Prof. Dr. Ali Akpınar
Hepsi sendendir Allah’ım!
Ettahıyyâtü lillahi vessalavâtü vettayyıbât diyerek başlıyoruz söze. Dilimiz, bedenimiz ve malımızla yaptığımız/yapacağımız tüm ibadetler Senin içindir, Sanadır ve Sendendir Allahım. Çünkü biz söz verdik Sana, yalnızca Sana ibadet eder ve sadece Senden yardım dileriz diye. Yine bizler, namazım, ibadetlerim, hayatım ve ölüm âlemlerin Rabbi olan Allah içindir diye pekiştirdik akdimizi.
Önce tüm kulluğumuzun Sana olduğunu ikrar ediyoruz. Namazımız, kulluğumuz, hayatımız ve ölümümüz Senin içindir ve Sanadır. Sadece Seni, Rab olarak kabul ediyor ve kulluğumuzu yalnızca Sana hasrediyoruz. Bunun için Allahım, yalnızca Senin için namaz kılar, sadece Senin için oruç tutar, yalnızca Sana kulluk eder ve yalnızca Senden yardım dileriz. İbadete yalnızca Sen layık olduğun için, Senin rızanı kazanmak için, kulluğumuzu Sana hasretmek için yalnızca Sana ibadet ederiz.

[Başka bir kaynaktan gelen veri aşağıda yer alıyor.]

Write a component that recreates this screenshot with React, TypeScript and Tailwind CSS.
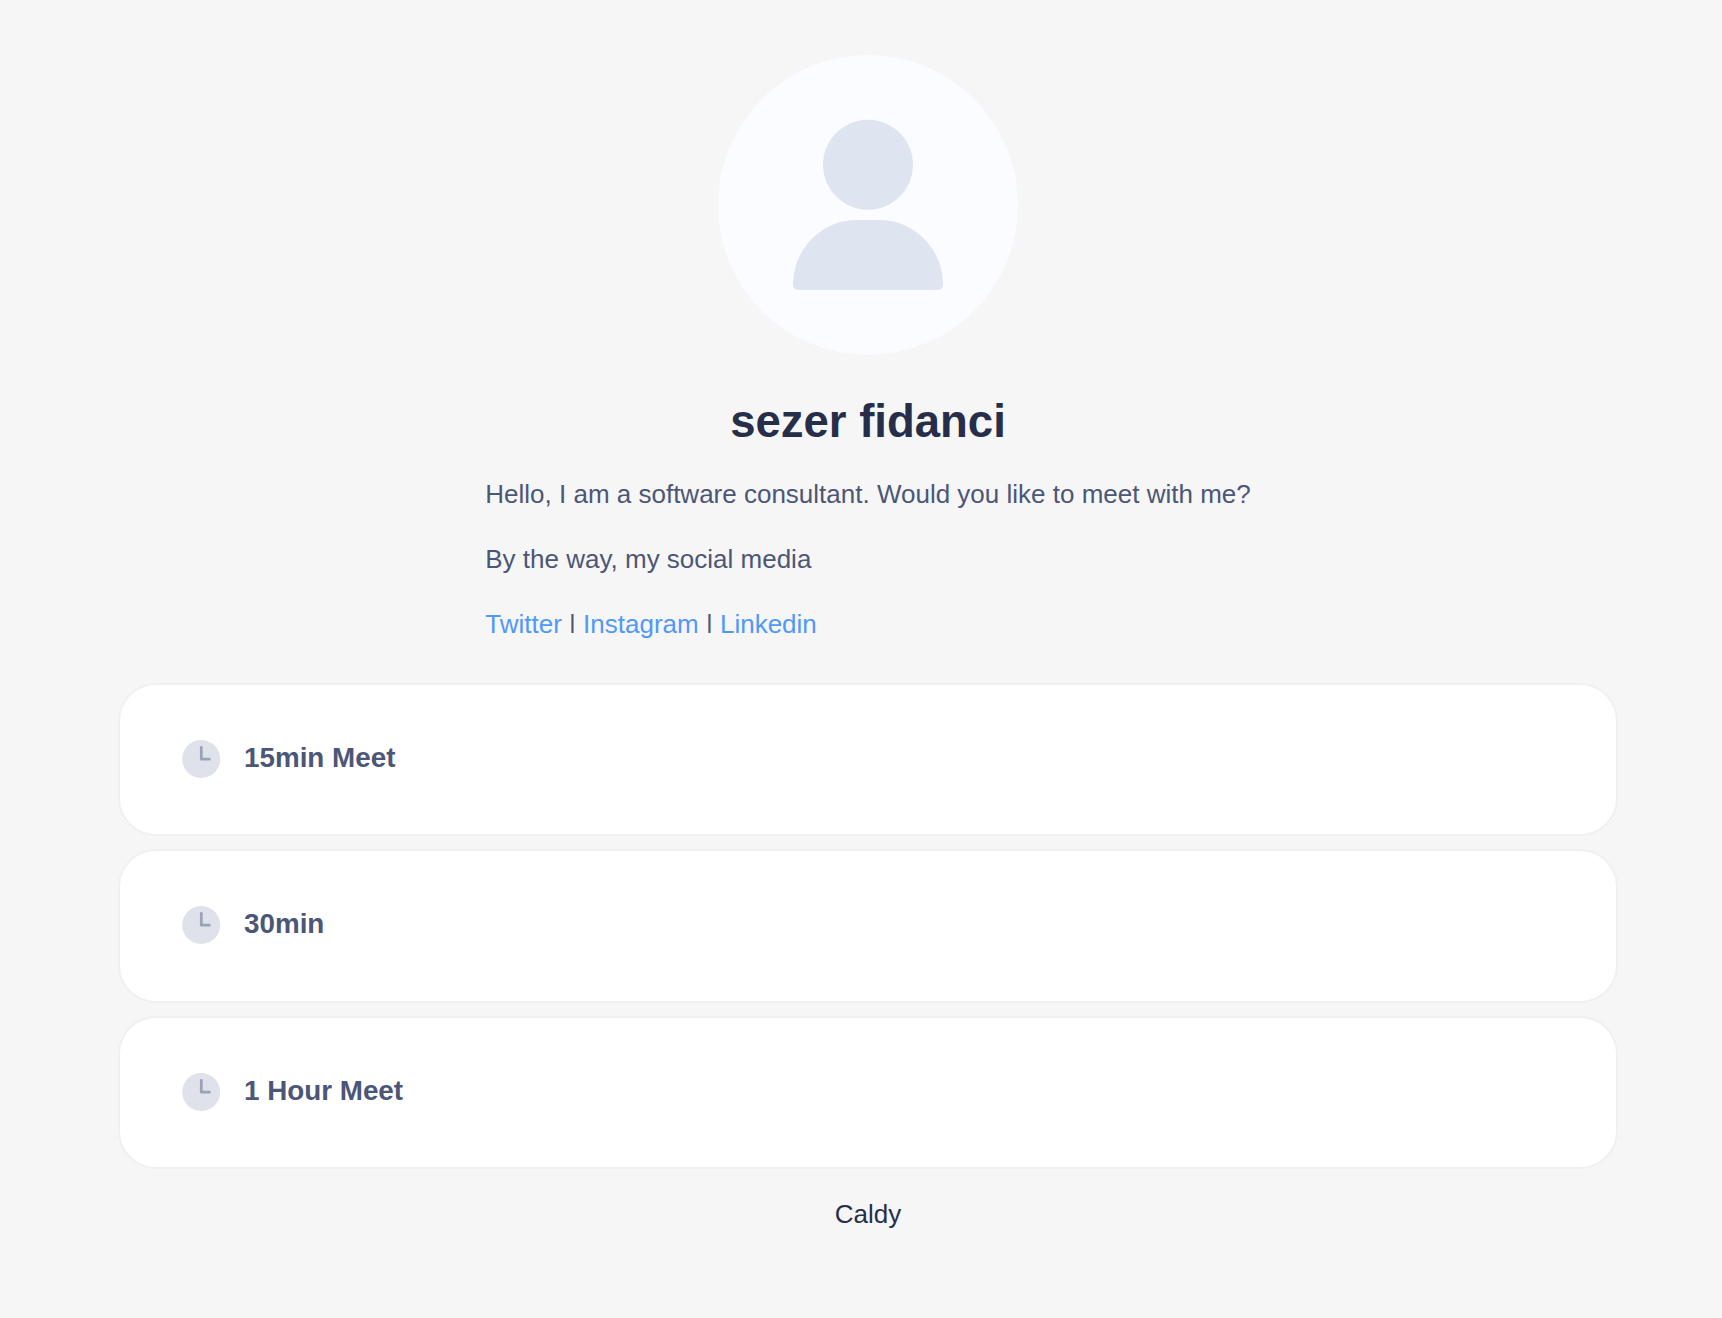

Biliyoruz ki Sultanların huzuruna eli boş gidilmez, gönülden kopan güzel şeylerle, güzel hediyelerle geldik. Bizler de bir yandan Eli boş gidilmez gidilen yere/ Boş gelmedim Ya Rab, ben suç getirdim. Dağlar çekemezken o ağır yükü/ İki kat sırtımda pek güç getirdim diyerek aczimizi itiraf ediyoruz. Öte yandan yaptığımız ve yapacağımız ibadetlerimizle Sana geldik, onları Sana arz ederek, Sana sunarak huzurunda duruyoruz. Kulluğuna kabulümüzü dileyerek, bağışlanmamızı umarak.
Ve yaptığımız yapacağımız tüm ibadetlerin Senden olduğunu itiraf ediyoruz. Hepsi Sendendir, Senin lutfunladır. Şöyle ki bizleri en şerefli varlık olarak yarattın, nimetlerinle donattın. Kendini tanıttın, mümin Müslüman kıldın. Bu bereketli aylara bizleri Sen eriştirdin, bu mübarek ayları bize lütfettin, onların kıymetini bilenlerden eyledin, değerlendirme fırsatları tanıdın. Zira biz biliyoruz ki bu aylara erişmeyebilirdik, onları değerlendirmeyen nasipsizlerden olabilirdik. Sonuçta bizler, Seni biliyor, Seni tanıyor, Sana kulluk ediyorsak bütün bunlar Sendendir, Senin lutf u keremin sayesindedir.
Şimdi şu mübarek ayı uğurlarken, onun peşinden gelen mübarek bayram günlerini karşılarken Sana döndüğümüzü, her zaman ve her şeyimizle Senin olduğumuzu bir kez daha tekrar ediyor, kulluğunda dâim ve kâim kılmanı diliyoruz.
1428 Nolu Ramazan Okulu’nun mezunları olarak, bu okuldan aldığımız ruhu, Kur’ân ruhunu, Oruç ruhunu, namaz ruhunu, infak ruhunu Ramazan’dan sonra da yaşatma konusunda bize güç kuvvet, azim ve kararlılık ver Allahım! Çünkü biliyoruz ki ruh, yaşamalı ve yaşatılmalıdır. Yaşamayan ruh, ruh değildir. Yine biliyoruz ki bu ruh yaşarsa, bizim Müslümanlığımız da yaşayacaktır. Ve biz inanıyoruz ki Ramazan’ı güzel, bereketli geçenin, tüm senesi güzel ve bereketli geçer. Ve yine biliyoruz ki Dünyası Ramazan olanın, ahireti bayram olur. Ya Rab, bizleri de rızana ermiş, razı olduğun ol bahtiyar zümreden eyle!